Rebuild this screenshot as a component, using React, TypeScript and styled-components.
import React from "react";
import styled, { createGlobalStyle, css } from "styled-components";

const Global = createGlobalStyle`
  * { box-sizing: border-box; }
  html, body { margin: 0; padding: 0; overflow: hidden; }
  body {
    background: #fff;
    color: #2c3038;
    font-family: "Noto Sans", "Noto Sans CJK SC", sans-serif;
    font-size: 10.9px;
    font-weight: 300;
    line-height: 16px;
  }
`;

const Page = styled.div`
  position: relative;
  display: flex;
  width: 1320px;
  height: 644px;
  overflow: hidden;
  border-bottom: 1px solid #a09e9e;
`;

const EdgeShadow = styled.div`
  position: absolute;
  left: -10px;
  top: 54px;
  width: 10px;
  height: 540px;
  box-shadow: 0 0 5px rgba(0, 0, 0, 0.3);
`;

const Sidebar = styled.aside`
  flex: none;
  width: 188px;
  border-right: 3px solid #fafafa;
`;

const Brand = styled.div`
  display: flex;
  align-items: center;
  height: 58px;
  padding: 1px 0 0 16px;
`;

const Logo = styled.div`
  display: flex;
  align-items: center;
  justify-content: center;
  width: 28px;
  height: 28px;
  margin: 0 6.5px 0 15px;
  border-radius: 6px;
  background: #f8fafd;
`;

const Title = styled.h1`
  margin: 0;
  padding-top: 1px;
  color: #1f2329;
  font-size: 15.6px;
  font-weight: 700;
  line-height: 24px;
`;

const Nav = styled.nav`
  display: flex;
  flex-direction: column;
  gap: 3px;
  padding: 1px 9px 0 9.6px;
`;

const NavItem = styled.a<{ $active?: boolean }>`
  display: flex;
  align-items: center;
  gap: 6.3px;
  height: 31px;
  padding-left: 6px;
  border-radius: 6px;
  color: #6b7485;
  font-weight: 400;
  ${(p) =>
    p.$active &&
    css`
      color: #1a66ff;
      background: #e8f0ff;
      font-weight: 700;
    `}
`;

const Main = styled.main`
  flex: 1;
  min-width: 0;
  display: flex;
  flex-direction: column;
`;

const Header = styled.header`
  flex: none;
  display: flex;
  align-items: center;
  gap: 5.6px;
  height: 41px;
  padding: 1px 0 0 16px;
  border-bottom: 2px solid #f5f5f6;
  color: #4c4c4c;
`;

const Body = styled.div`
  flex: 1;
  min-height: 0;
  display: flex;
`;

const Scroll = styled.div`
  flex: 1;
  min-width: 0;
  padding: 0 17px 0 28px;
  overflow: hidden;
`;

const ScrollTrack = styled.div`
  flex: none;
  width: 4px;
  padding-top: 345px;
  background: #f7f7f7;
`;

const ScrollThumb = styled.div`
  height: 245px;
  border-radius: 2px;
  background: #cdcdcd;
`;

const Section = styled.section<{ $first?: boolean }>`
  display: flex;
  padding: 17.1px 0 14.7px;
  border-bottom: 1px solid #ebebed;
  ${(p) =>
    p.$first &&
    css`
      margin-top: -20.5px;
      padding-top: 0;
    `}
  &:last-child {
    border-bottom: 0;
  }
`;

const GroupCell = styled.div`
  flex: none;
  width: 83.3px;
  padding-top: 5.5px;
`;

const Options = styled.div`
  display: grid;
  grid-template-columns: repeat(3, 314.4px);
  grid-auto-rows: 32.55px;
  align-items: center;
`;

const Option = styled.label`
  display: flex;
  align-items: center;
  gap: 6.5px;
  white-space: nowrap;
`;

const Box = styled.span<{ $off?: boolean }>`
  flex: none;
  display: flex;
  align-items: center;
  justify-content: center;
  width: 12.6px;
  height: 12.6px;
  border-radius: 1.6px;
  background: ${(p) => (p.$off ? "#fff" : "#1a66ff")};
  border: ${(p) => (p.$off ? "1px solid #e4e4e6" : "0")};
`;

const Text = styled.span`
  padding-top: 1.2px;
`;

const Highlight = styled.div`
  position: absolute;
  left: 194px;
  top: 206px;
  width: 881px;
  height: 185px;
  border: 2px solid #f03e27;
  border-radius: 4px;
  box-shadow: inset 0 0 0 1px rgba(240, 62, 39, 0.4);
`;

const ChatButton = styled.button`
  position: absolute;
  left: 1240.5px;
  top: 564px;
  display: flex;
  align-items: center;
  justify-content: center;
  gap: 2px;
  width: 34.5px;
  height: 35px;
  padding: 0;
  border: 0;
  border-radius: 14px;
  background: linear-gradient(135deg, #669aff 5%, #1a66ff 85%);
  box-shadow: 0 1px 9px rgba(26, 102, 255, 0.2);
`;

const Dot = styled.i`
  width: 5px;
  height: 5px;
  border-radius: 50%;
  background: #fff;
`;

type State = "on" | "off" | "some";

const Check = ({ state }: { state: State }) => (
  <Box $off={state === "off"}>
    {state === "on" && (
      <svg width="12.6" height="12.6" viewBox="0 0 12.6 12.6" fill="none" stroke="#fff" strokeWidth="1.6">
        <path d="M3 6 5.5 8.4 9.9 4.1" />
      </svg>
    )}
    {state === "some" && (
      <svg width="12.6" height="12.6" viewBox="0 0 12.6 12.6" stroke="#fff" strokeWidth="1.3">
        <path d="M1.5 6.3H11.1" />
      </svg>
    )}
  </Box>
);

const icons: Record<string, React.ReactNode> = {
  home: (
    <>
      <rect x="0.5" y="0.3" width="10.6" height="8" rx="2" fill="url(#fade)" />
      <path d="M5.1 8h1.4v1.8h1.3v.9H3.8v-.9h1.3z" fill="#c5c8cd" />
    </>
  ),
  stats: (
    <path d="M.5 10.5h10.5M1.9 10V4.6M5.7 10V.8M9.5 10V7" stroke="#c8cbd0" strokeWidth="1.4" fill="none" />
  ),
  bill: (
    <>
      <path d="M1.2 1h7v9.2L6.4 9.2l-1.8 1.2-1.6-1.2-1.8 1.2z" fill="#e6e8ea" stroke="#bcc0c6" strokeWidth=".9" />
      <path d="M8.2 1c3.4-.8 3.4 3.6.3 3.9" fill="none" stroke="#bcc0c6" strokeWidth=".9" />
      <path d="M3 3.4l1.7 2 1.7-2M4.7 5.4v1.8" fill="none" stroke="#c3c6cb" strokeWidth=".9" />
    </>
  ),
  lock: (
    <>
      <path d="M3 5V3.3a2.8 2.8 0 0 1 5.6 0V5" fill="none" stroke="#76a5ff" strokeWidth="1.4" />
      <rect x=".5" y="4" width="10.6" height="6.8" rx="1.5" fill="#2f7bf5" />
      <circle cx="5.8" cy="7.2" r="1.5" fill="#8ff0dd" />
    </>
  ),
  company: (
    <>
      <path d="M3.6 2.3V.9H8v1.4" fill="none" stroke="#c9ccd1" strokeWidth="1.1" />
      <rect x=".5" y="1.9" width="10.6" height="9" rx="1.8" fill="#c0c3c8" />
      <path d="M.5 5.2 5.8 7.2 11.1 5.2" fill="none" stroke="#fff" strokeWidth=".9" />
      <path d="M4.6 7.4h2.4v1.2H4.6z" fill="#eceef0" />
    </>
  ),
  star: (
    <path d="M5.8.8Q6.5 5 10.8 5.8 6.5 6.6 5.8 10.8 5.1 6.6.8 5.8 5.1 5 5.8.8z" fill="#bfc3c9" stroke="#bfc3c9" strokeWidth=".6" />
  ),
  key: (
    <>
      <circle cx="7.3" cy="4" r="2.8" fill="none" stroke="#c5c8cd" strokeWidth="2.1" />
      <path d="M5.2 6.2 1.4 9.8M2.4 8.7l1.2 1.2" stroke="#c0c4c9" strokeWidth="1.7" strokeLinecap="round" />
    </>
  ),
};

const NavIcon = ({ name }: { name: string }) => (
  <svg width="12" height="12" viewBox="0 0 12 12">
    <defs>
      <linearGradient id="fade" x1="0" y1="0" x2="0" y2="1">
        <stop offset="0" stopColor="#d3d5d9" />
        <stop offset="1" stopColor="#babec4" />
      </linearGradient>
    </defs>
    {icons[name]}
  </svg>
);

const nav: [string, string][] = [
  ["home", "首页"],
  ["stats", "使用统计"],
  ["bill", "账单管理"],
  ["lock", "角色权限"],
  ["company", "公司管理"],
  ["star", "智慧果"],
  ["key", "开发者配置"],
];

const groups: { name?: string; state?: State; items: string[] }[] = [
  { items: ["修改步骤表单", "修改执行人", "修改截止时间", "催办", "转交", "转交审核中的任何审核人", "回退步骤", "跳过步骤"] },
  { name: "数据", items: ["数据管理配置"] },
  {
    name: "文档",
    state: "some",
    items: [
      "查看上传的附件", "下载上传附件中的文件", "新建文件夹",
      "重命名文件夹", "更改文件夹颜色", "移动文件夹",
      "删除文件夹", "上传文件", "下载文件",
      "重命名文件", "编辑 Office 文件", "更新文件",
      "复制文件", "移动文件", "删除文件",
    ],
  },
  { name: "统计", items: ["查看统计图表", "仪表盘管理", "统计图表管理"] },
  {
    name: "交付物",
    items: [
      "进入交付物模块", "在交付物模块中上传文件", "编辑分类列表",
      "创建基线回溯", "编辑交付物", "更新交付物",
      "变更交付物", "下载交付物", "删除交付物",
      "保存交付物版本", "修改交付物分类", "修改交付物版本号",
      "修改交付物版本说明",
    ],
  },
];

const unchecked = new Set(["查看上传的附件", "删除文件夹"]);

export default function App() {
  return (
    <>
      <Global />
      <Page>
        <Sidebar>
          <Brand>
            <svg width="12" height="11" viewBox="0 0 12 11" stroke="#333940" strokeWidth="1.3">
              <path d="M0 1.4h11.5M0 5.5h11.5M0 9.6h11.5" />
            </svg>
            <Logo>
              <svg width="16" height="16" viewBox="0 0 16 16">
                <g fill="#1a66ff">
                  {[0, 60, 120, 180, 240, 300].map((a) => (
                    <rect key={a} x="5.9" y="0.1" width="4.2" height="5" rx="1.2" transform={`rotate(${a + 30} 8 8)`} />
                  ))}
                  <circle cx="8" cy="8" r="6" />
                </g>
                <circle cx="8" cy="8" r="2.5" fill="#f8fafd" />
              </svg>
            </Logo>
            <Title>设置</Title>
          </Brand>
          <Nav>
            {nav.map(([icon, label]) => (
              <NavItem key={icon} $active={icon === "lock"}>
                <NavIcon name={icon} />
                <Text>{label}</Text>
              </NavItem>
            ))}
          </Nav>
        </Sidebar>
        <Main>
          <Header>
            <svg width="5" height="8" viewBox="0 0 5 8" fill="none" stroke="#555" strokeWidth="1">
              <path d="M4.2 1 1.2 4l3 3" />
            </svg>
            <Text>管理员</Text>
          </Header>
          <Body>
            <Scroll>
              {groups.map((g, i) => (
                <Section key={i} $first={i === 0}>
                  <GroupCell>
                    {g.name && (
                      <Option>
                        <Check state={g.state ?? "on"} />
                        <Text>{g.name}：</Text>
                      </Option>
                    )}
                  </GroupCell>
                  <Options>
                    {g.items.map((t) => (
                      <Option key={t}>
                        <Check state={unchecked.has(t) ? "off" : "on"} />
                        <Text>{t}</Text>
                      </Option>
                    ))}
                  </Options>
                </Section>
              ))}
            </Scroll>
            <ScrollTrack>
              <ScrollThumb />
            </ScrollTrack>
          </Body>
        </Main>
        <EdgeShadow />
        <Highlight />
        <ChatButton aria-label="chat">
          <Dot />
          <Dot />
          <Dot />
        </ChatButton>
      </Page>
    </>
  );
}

::::::::::

Scan the data for the word "React" and copy every line where it shows up.

• [The output]
Rebuild this screenshot as a component, using React, TypeScript and styled-components.
import React from "react";
const icons: Record<string, React.ReactNode> = {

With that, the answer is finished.